EXERCISE AIM:
Set the listing down again in full, word for word, with the pictures left out.

GIVEN INFORMATION:
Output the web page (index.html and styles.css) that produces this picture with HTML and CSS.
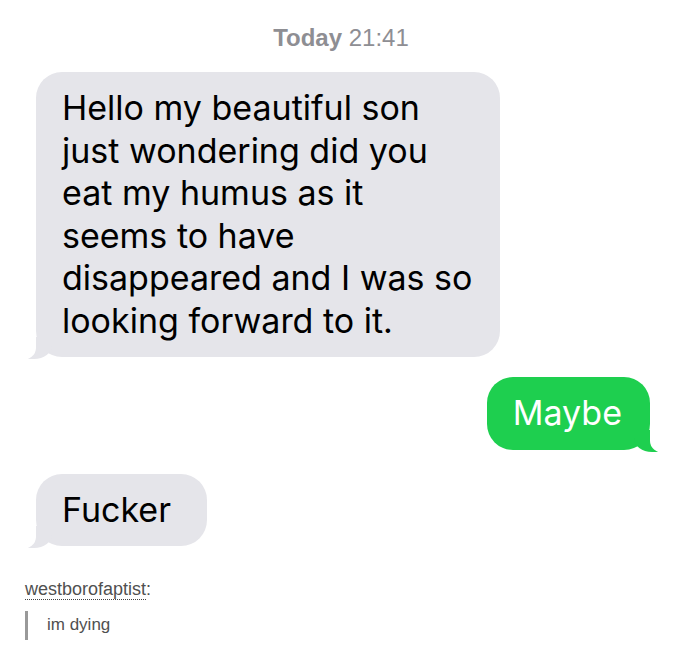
FILE: index.html
```html
<!DOCTYPE html>
<html>
<head>
<meta charset="utf-8">
<link rel="stylesheet" href="styles.css">
</head>
<body>
<div class="chat">
  <div class="stamp"><b>Today</b> 21:41</div>
  <div class="bubble in big">Hello my beautiful son<br>just wondering did you<br>eat my humus as it<br>seems to have<br>disappeared and I was so<br>looking forward to it.</div>
  <div class="row-out"><div class="bubble out">Maybe</div></div>
  <div class="bubble in small">Fucker</div>
</div>
<div class="post">
  <div class="author"><span class="name">westborofaptist</span>:</div>
  <blockquote class="quote">im dying</blockquote>
</div>
</body>
</html>
```

FILE: styles.css
```css
html, body {
  margin: 0;
  padding: 0;
  background: #ffffff;
}
body {
  width: 675px;
  height: 668px;
  overflow: hidden;
  font-family: "Liberation Sans", Arial, sans-serif;
}
.chat {
  padding: 23px 25px 0 36px;
  display: flex;
  flex-direction: column;
  align-items: flex-start;
}
.stamp {
  align-self: center;
  margin-left: -4px;
  font-size: 24px;
  line-height: 30px;
  color: #8e8e93;
  height: 30px;
}
.stamp b {
  font-weight: bold;
}
.bubble {
  position: relative;
  font-family: Inter, "Liberation Sans", sans-serif;
  font-size: 34px;
  line-height: 42.5px;
  border-radius: 26px;
  box-sizing: border-box;
}
.bubble.in {
  background: #e5e5ea;
  color: #000;
  padding: 15px 26px;
}
.bubble.big {
  margin-top: 19px;
  width: 464px;
}
.bubble.small {
  margin-top: 24px;
  padding-right: 36px;
}
.bubble.in::before {
  content: "";
  position: absolute;
  left: -8px;
  bottom: -2px;
  width: 24px;
  height: 22px;
  background: #e5e5ea;
  border-bottom-right-radius: 18px 14px;
}
.bubble.in::after {
  content: "";
  position: absolute;
  left: -14px;
  bottom: -3px;
  width: 14px;
  height: 24px;
  background: #ffffff;
  border-bottom-right-radius: 14px 12px;
}
.row-out {
  align-self: stretch;
  display: flex;
  justify-content: flex-end;
  margin-top: 20px;
}
.bubble.out {
  background: #1ecf4f;
  color: #fff;
  padding: 15px 28px 15px 26px;
}
.bubble.out::before {
  content: "";
  position: absolute;
  right: -8px;
  bottom: -2px;
  width: 24px;
  height: 22px;
  background: #1ecf4f;
  border-bottom-left-radius: 18px 14px;
}
.bubble.out::after {
  content: "";
  position: absolute;
  right: -14px;
  bottom: -3px;
  width: 14px;
  height: 24px;
  background: #ffffff;
  border-bottom-left-radius: 14px 12px;
}
.post {
  padding: 33px 0 0 25px;
  font-size: 18px;
  color: #505050;
}
.author {
  line-height: 20px;
}
.name {
  border-bottom: 1px dotted #444;
}
.quote {
  margin: 12px 0 0 0;
  padding: 3px 0 5px 19px;
  border-left: 3px solid #999;
  font-size: 17px;
  line-height: 21px;
}
```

ANSWER FOR THIS EXERCISE:
Output the web page (index.html and styles.css) that produces this picture with HTML and CSS.
FILE: index.html
```html
<!DOCTYPE html>
<html>
<head>
<meta charset="utf-8">
<link rel="stylesheet" href="styles.css">
</head>
<body>
<div class="chat">
  <div class="stamp"><b>Today</b> 21:41</div>
  <div class="bubble in big">Hello my beautiful son<br>just wondering did you<br>eat my humus as it<br>seems to have<br>disappeared and I was so<br>looking forward to it.</div>
  <div class="row-out"><div class="bubble out">Maybe</div></div>
  <div class="bubble in small">Fucker</div>
</div>
<div class="post">
  <div class="author"><span class="name">westborofaptist</span>:</div>
  <blockquote class="quote">im dying</blockquote>
</div>
</body>
</html>
```

FILE: styles.css
```css
html, body {
  margin: 0;
  padding: 0;
  background: #ffffff;
}
body {
  width: 675px;
  height: 668px;
  overflow: hidden;
  font-family: "Liberation Sans", Arial, sans-serif;
}
.chat {
  padding: 23px 25px 0 36px;
  display: flex;
  flex-direction: column;
  align-items: flex-start;
}
.stamp {
  align-self: center;
  margin-left: -4px;
  font-size: 24px;
  line-height: 30px;
  color: #8e8e93;
  height: 30px;
}
.stamp b {
  font-weight: bold;
}
.bubble {
  position: relative;
  font-family: Inter, "Liberation Sans", sans-serif;
  font-size: 34px;
  line-height: 42.5px;
  border-radius: 26px;
  box-sizing: border-box;
}
.bubble.in {
  background: #e5e5ea;
  color: #000;
  padding: 15px 26px;
}
.bubble.big {
  margin-top: 19px;
  width: 464px;
}
.bubble.small {
  margin-top: 24px;
  padding-right: 36px;
}
.bubble.in::before {
  content: "";
  position: absolute;
  left: -8px;
  bottom: -2px;
  width: 24px;
  height: 22px;
  background: #e5e5ea;
  border-bottom-right-radius: 18px 14px;
}
.bubble.in::after {
  content: "";
  position: absolute;
  left: -14px;
  bottom: -3px;
  width: 14px;
  height: 24px;
  background: #ffffff;
  border-bottom-right-radius: 14px 12px;
}
.row-out {
  align-self: stretch;
  display: flex;
  justify-content: flex-end;
  margin-top: 20px;
}
.bubble.out {
  background: #1ecf4f;
  color: #fff;
  padding: 15px 28px 15px 26px;
}
.bubble.out::before {
  content: "";
  position: absolute;
  right: -8px;
  bottom: -2px;
  width: 24px;
  height: 22px;
  background: #1ecf4f;
  border-bottom-left-radius: 18px 14px;
}
.bubble.out::after {
  content: "";
  position: absolute;
  right: -14px;
  bottom: -3px;
  width: 14px;
  height: 24px;
  background: #ffffff;
  border-bottom-left-radius: 14px 12px;
}
.post {
  padding: 33px 0 0 25px;
  font-size: 18px;
  color: #505050;
}
.author {
  line-height: 20px;
}
.name {
  border-bottom: 1px dotted #444;
}
.quote {
  margin: 12px 0 0 0;
  padding: 3px 0 5px 19px;
  border-left: 3px solid #999;
  font-size: 17px;
  line-height: 21px;
}
```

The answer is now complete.